I meant that "it's wrong/bad for the AI to promote extrapolated values while the actual values are different and conflicting" will probably be a part of the extrapolated values, and the AI would act accordingly, if it can.
The problem with the actual present values (beside the fact that we cannot define them yet, no more than we can define their CEV) is that they are certain to not be universal. We can be pretty sure that someone can be found to disagree with any particular proposition. Whereas, for CEV, we can at least hope that a unique reflectively-consistent set of values exists. If it does and we succeed to define it, then we're home and dry. Meanwhile, we can think of contingency plans about what to do if it does not or we don't, but the uncertainty about whether the goal is achievable does not mean that the goal itself is wrong.
It's not merely uncertainty. My estimation is that it's almost certainly not achievable.
Actual goals conflict; why should we expect goals to converge? The burden of proof is on you: why do you assign this possibility sufficient likelihood to even raise it to the level of conscious notice and debate?
It may be true that "a unique reflectively-consistent set of values exists". What I find implausible and unsupported is that (all) humans will evolve towards having that set of values, in a way that can be forecast by "extrapolating" their current values.
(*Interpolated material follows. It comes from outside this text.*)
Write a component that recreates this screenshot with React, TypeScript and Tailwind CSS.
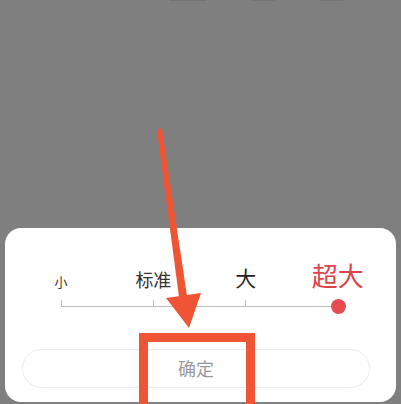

Even if you showed that humans might evolve towards it (which you haven't), the future isn't set in stone - who says they will evolve towards it, with sufficient certitude that you're willing to optimize for those future values before we actually have them?
Well, my own proposed plan is also a contingent modification. The strongest possible claim of CEV can be said to be:
There is a unique X, such that for all living people P, CEV<P> = X.
Assuming there is no such X, there could still be a plausible claim:
Y is not empty, where Y = Intersection{over all living people P} of CEV<P>.
And then AI would do well if it optimizes for Y while interfering the least with other things (whatever this means). This way, whatever "evolving" will happen due to AI's influence is at least agreed upon by everyone('s CEV).